The auction listing has German and English versions. The English version includes:

“Would the Germans have deployed SG-41 earlier, the war would have lasted much longer.”

The Google translate of the German version has a slightly different implication:

“An earlier deployment of the SG-41 would have changed or prolonged the course of the war.”

I take “changed the course of the war” to mean the Germans would have won. Perhaps this is a sentiment that the author of the listing or their translator does not want to express in English ?

MarkH May 23, 2019 6:25 PM

@Cornell:

To change course (direction, path or trajectory) is not necessarily to change the destination or outcome.

RealFakeNews May 23, 2019 9:19 PM

To “change the course of the war” could include winning it.

Because we were successful at intercepting their encrypted messages, we could avoid the U-Boats which were necessary for getting supplies.

Without this, the UK would have been starved, and potentially crippled to at least the point of becoming ineffective, if not opening it up to invasion.

Cracking other communications also helped, but not nearly to the same extent. If the UK had been weakened beyond what it already was (it was still suffering losses to the U-Boats), cracking codes from High Command would have been pointless as the country would not be in a position to do anything.

Had this happened prior to Pearl Harbour, the US would have not been involved, and we can only speculate as to whether they would have got involved to help bail out the UK at that time.

Hitler had other problems in addition to the Allies – he had upset Stalin, and was already doomed by the Soviets in the East and North.

IMHO what would have happened would be a larger take-over by the Soviets into the Nazi-controlled parts of Europe. They already had the Eastern side by the Cold War – the line would probably be at the North Sea instead.

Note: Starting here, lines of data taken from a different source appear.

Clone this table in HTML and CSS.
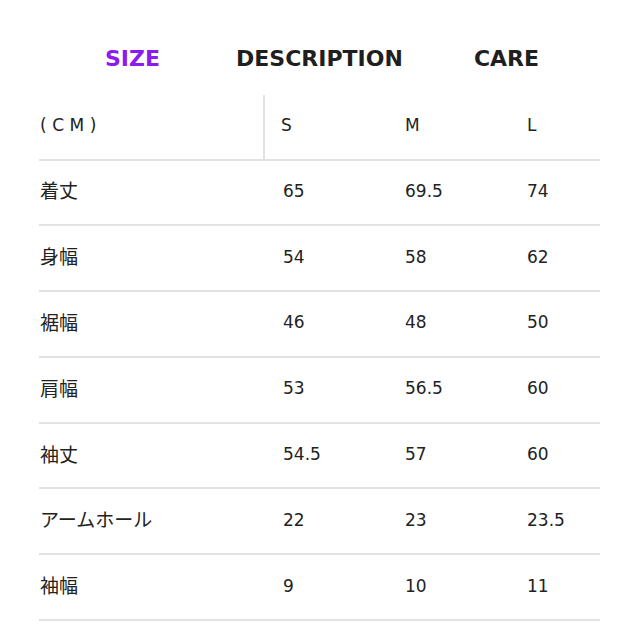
FILE: index.html
```html
<!DOCTYPE html>
<html lang="ja">
<head>
<meta charset="utf-8">
<link rel="stylesheet" href="styles.css">
</head>
<body>
<div class="wrap">
  <div class="tabs">
    <div class="tab active">SIZE</div>
    <div class="tab">DESCRIPTION</div>
    <div class="tab">CARE</div>
  </div>
  <div class="table">
    <div class="row head">
      <div class="cell label unit">(CM)</div>
      <div class="cell first">S</div>
      <div class="cell">M</div>
      <div class="cell">L</div>
    </div>
    <div class="row"><div class="cell label">着丈</div><div class="cell first">65</div><div class="cell">69.5</div><div class="cell">74</div></div>
    <div class="row"><div class="cell label">身幅</div><div class="cell first">54</div><div class="cell">58</div><div class="cell">62</div></div>
    <div class="row"><div class="cell label">裾幅</div><div class="cell first">46</div><div class="cell">48</div><div class="cell">50</div></div>
    <div class="row"><div class="cell label">肩幅</div><div class="cell first">53</div><div class="cell">56.5</div><div class="cell">60</div></div>
    <div class="row"><div class="cell label">袖丈</div><div class="cell first">54.5</div><div class="cell">57</div><div class="cell">60</div></div>
    <div class="row"><div class="cell label">アームホール</div><div class="cell first">22</div><div class="cell">23</div><div class="cell">23.5</div></div>
    <div class="row"><div class="cell label">袖幅</div><div class="cell first">9</div><div class="cell">10</div><div class="cell">11</div></div>
  </div>
</div>
</body>
</html>
```
FILE: styles.css
```css
html, body {
  margin: 0;
  padding: 0;
  background: #fff;
}
body {
  font-family: "DejaVu Sans", "Noto Sans CJK JP", sans-serif;
  color: #222;
}
.wrap {
  width: 561px;
  margin-left: 39px;
  padding-top: 44px;
}
.tabs {
  display: grid;
  grid-template-columns: 1fr 1fr 1fr;
  height: 51px;
}
.tab {
  text-align: center;
  font-weight: bold;
  font-size: 22px;
  line-height: 30px;
  color: #1f1f1f;
}
.tab.active {
  color: #8b1cf0;
}
.row {
  display: grid;
  grid-template-columns: 226px 122px 122px 1fr;
  height: 63.8px;
  border-bottom: 2px solid #e2e2e2;
  align-items: center;
  font-size: 17px;
}
.row.head {
  height: 63.5px;
}
.cell {
  padding-left: 18px;
  height: 100%;
  display: flex;
  align-items: center;
  padding-bottom: 3px;
  box-sizing: border-box;
}
.cell.label {
  padding-left: 1px;
  font-family: "Noto Sans CJK JP", sans-serif;
  font-size: 19px;
  padding-bottom: 5px;
}
.cell.unit {
  font-family: "DejaVu Sans", sans-serif;
  letter-spacing: 5.5px;
  font-size: 17px;
  padding-bottom: 3px;
}
.head .cell.label {
  border-right: 2px solid #e2e2e2;
}
.head .cell.first {
  padding-left: 16px;
}
```
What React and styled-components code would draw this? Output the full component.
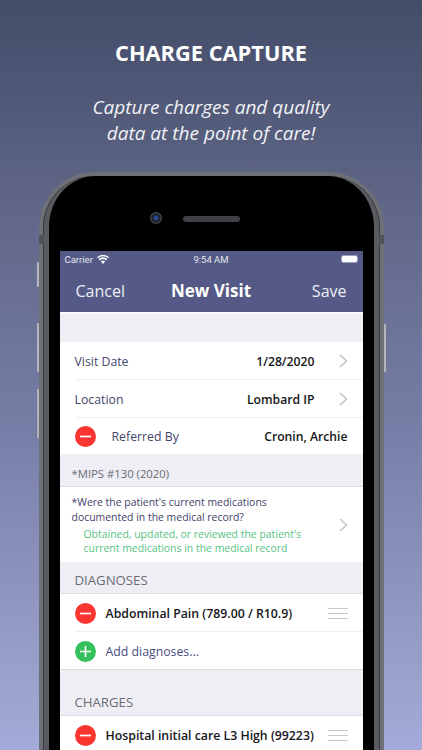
import React from "react";
import styled, { createGlobalStyle } from "styled-components";

const Global = createGlobalStyle`
  html, body { margin: 0; padding: 0; }
  body { font-family: "Open Sans", "Liberation Sans", sans-serif; }
`;

const Page = styled.div`
  width: 422px;
  height: 750px;
  overflow: hidden;
  background: linear-gradient(180deg, #434c69 0%, #5d6484 25%, #7a81aa 60%, #a5abd8 100%);
  display: flex;
  flex-direction: column;
  align-items: center;
  color: #fff;
`;
const Title = styled.h1`
  margin: 38px 0 0;
  font-size: 21.8px;
  line-height: 30px;
  font-weight: 700;
`;
const Tagline = styled.p`
  margin: 26px 0 0;
  font-size: 19px;
  line-height: 26px;
  font-style: italic;
  font-weight: 400;
  text-align: center;
  color: #f1f2f7;
`;
const Shell = styled.div`
  position: relative;
  flex: none;
  margin-top: 26px;
  width: 345px;
  height: 640px;
  box-sizing: border-box;
  padding: 4px 5px 0;
  border-radius: 56px 56px 0 0;
  background: #6d7076;
`;
const Band = styled.i`
  position: absolute;
  top: 63px;
  ${(p) => (p.$side === "left" ? "left: 0;" : "right: 0;")}
  width: 5px;
  height: 9px;
  background: #50535a;
`;
const SideKey = styled.i`
  position: absolute;
  top: ${(p) => p.$top}px;
  ${(p) => (p.$side === "left" ? "left: -3px;" : "right: -3px;")}
  width: 3px;
  height: ${(p) => p.$h}px;
  box-sizing: border-box;
  border-radius: 1px;
  background: #b3b6c2;
  ${(p) => (p.$side === "left" ? "border-left: 1px solid #6f7390;" : "border-right: 1px solid #6f7390;")}
`;
const Bezel = styled.div`
  height: 100%;
  box-sizing: border-box;
  padding: 75px 11px 0;
  border-left: 5px solid #595b61;
  border-right: 5px solid #595b61;
  border-radius: 51px 51px 0 0;
  background: #000;
  box-shadow: -1px 0 0 #37393e, 1px 0 0 #37393e;
`;
const Camera = styled.i`
  position: absolute;
  top: 40px;
  left: 111px;
  width: 12px;
  height: 12px;
  border-radius: 50%;
  background: radial-gradient(circle at 50% 50%, #2a4a96 0 1.8px, #1c2029 3px 4.2px, #45474c 5.2px 6px);
`;
const Speaker = styled.i`
  position: absolute;
  top: 44px;
  left: 144px;
  width: 57px;
  height: 6px;
  border-radius: 3px;
  background: #3f4043;
`;
const Screen = styled.div`
  background: #eeeef4;
  height: 600px;
`;
const Header = styled.div`
  background: #545985;
  height: 61px;
  color: #fff;
`;
const StatusBar = styled.div`
  display: grid;
  grid-template-columns: 1fr auto 1fr;
  align-items: center;
  height: 16px;
  padding: 0 5px;
  font-size: 9.5px;
  color: #e4e5ee;
  font-family: "Roboto", "Liberation Sans", sans-serif;
`;
const Carrier = styled.span`
  display: flex;
  align-items: center;
  gap: 4px;
`;
const Battery = styled.span`
  justify-self: end;
  box-sizing: border-box;
  width: 17px;
  height: 8px;
  border-radius: 2.5px;
  border: 1px solid #9a9dbb;
  background: #fff;
`;
const NavBar = styled.div`
  display: grid;
  grid-template-columns: 1fr auto 1fr;
  align-items: center;
  height: 45px;
  box-sizing: border-box;
  padding: 2px 16px 0;
  font-size: 16px;
  color: #eeeef5;
`;
const NavTitle = styled.span`
  font-weight: 700;
  font-size: 17px;
  color: #fff;
`;
const NavAction = styled.span`
  justify-self: ${(p) => (p.$end ? "end" : "start")};
`;
const Spacer = styled.div`
  height: ${(p) => p.$h}px;
  border-top: 2px solid #fafafc;
`;
const Rows = styled.div`
  background: #fff;
`;
const Row = styled.div`
  display: flex;
  align-items: center;
  height: ${(p) => p.$h || 38}px;
  box-sizing: border-box;
  padding: 0 15px;
  position: relative;
  font-size: 12.3px;
  color: #43466a;
  ${(p) =>
    p.$line &&
    `&::after { content: ""; position: absolute; left: ${p.$line === "full" ? 0 : 15}px; right: 0; bottom: 0; height: 1px; background: ${p.$line === "full" ? "#dcdce2" : "#efeff2"}; }`}
`;
const Value = styled.span`
  margin-left: auto;
  color: #16161a;
  font-weight: 600;
  font-size: 12.2px;
`;
const Chevron = styled.svg`
  flex: none;
  width: 9px;
  height: 14px;
  margin-left: 24px;
  fill: none;
  stroke: #c4c4c9;
  stroke-width: 1.6;
`;
const Round = styled.svg`
  flex: none;
  width: 21px;
  height: 21px;
  margin-right: ${(p) => p.$gap}px;
`;
const SectionLabel = styled.div`
  display: flex;
  align-items: ${(p) => (p.$end ? "flex-end" : "center")};
  height: ${(p) => p.$h}px;
  box-sizing: border-box;
  padding: ${(p) => (p.$end ? "0 0 4px 15px" : "6px 0 0 12px")};
  font-size: ${(p) => (p.$end ? 13.2 : 11.3)}px;
  color: #6b6c74;
  border-bottom: 1px solid #dcdce2;
`;
const Question = styled.div`
  display: flex;
  align-items: center;
  height: 75px;
  background: #fff;
  padding: 0 15px 0 12px;
`;
const QuestionBody = styled.div`
  flex: 1;
  padding-top: 2px;
  font-size: 10.45px;
  line-height: 14.4px;
  color: #3f4268;
`;
const Answer = styled.div`
  margin: 3px 0 0 12px;
  color: #58c282;
`;
const ItemName = styled.span`
  color: #16161a;
  font-weight: 600;
  font-size: 12.3px;
  white-space: nowrap;
`;
const AddLink = styled.span`
  color: #4a4e80;
  font-size: 12.3px;
`;
const Grip = styled.span`
  margin-left: auto;
  flex: none;
  width: 20px;
  height: 11px;
  border-top: 1px solid #c6c6cb;
  border-bottom: 1px solid #c6c6cb;
  box-sizing: border-box;
  position: relative;
  &::after {
    content: "";
    position: absolute;
    left: 0;
    right: 0;
    top: 4px;
    height: 1px;
    background: #c6c6cb;
  }
`;

const Sign = ({ plus, gap }) => (
  <Round $gap={gap} viewBox="0 0 21 21">
    <circle cx="10.5" cy="10.5" r="10.5" fill={plus ? "#34c05a" : "#fb3630"} />
    <path d={plus ? "M5 10.5h11M10.5 5v11" : "M5 10.5h11"} stroke="#fff" strokeWidth="1.7" />
  </Round>
);
const Next = () => (
  <Chevron viewBox="0 0 9 14">
    <path d="M1 1l6.5 6L1 13" />
  </Chevron>
);

export default function App() {
  return (
    <Page>
      <Global />
      <Title>CHARGE CAPTURE</Title>
      <Tagline>
        Capture charges and quality
        <br />
        data at the point of care!
      </Tagline>
      <Shell>
        <Band $side="left" />
        <Band $side="right" />
        <SideKey $side="left" $top={90} $h={25} />
        <SideKey $side="left" $top={151} $h={49} />
        <SideKey $side="left" $top={217} $h={49} />
        <SideKey $side="right" $top={152} $h={48} />
        <Camera />
        <Speaker />
        <Bezel>
          <Screen>
            <Header>
              <StatusBar>
                <Carrier>
                  Carrier
                  <svg width="12" height="9" viewBox="0 0 12 9">
                    <path
                      d="M6 9L3.9 6.6a3 3 0 014.2 0zM2.9 5.5L1.6 4a6.6 6.6 0 018.8 0L9.1 5.5a4.6 4.6 0 00-6.2 0zM.9 3.2L0 2.2a9 9 0 0112 0l-.9 1a7.6 7.6 0 00-10.2 0z"
                      fill="#fff"
                    />
                  </svg>
                </Carrier>
                <span>9:54 AM</span>
                <Battery />
              </StatusBar>
              <NavBar>
                <NavAction>Cancel</NavAction>
                <NavTitle>New Visit</NavTitle>
                <NavAction $end>Save</NavAction>
              </NavBar>
            </Header>
            <Spacer $h={28} />
            <Rows>
              <Row $line>
                Visit Date
                <Value>1/28/2020</Value>
                <Next />
              </Row>
              <Row $line>
                Location
                <Value>Lombard IP</Value>
                <Next />
              </Row>
              <Row $h={36}>
                <Sign gap={16} />
                Referred By
                <Value>Cronin, Archie</Value>
              </Row>
            </Rows>
            <SectionLabel $h={33}>*MIPS #130 (2020)</SectionLabel>
            <Question>
              <QuestionBody>
                *Were the patient's current medications
                <br />
                documented in the medical record?
                <Answer>
                  Obtained, updated, or reviewed the patient's
                  <br />
                  current medications in the medical record
                </Answer>
              </QuestionBody>
              <Next />
            </Question>
            <SectionLabel $end $h={32}>DIAGNOSES</SectionLabel>
            <Rows>
              <Row $line>
                <Sign gap={10} />
                <ItemName>Abdominal Pain (789.00 / R10.9)</ItemName>
                <Grip />
              </Row>
              <Row $h={38} $line="full">
                <Sign plus gap={10} />
                <AddLink>Add diagnoses...</AddLink>
              </Row>
            </Rows>
            <SectionLabel $end $h={46}>CHARGES</SectionLabel>
            <Rows>
              <Row>
                <Sign gap={10} />
                <ItemName>Hospital initial care L3 High (99223)</ItemName>
                <Grip />
              </Row>
            </Rows>
          </Screen>
        </Bezel>
      </Shell>
    </Page>
  );
}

65535 May 23, 2019 10:44 PM

There seems to be a weight problem with the machine which made it unfavorable for the German Army use.

From translated German Wikipedia:

‘The key device 41 was developed on behalf of the Army Weapons Office (OKH / Wa Prüf 7 / IV) [2] with the collaboration of the German cryptologist Fritz Menzer (1908-2005) and the company Wanderer, a leading manufacturer of typewriters at that time Chemnitz built. The SG-41, whose name indicates a start of construction in 1941, was called because of the side-mounted crank (picture) as “Hitler mill”. It had – unlike the Enigma standard key machine used by the Wehrmacht in the numbers of a few tens of thousands at that time – no letter lamps, but worked with two strips of paper, one printed out the entered letter sequence, the other the result of the encryption or decryption process. Due to the war-related lack of light metals such as aluminum and magnesium, the device weighed about 13.5 kg more than originally designed, and was thus actually too heavy for field use.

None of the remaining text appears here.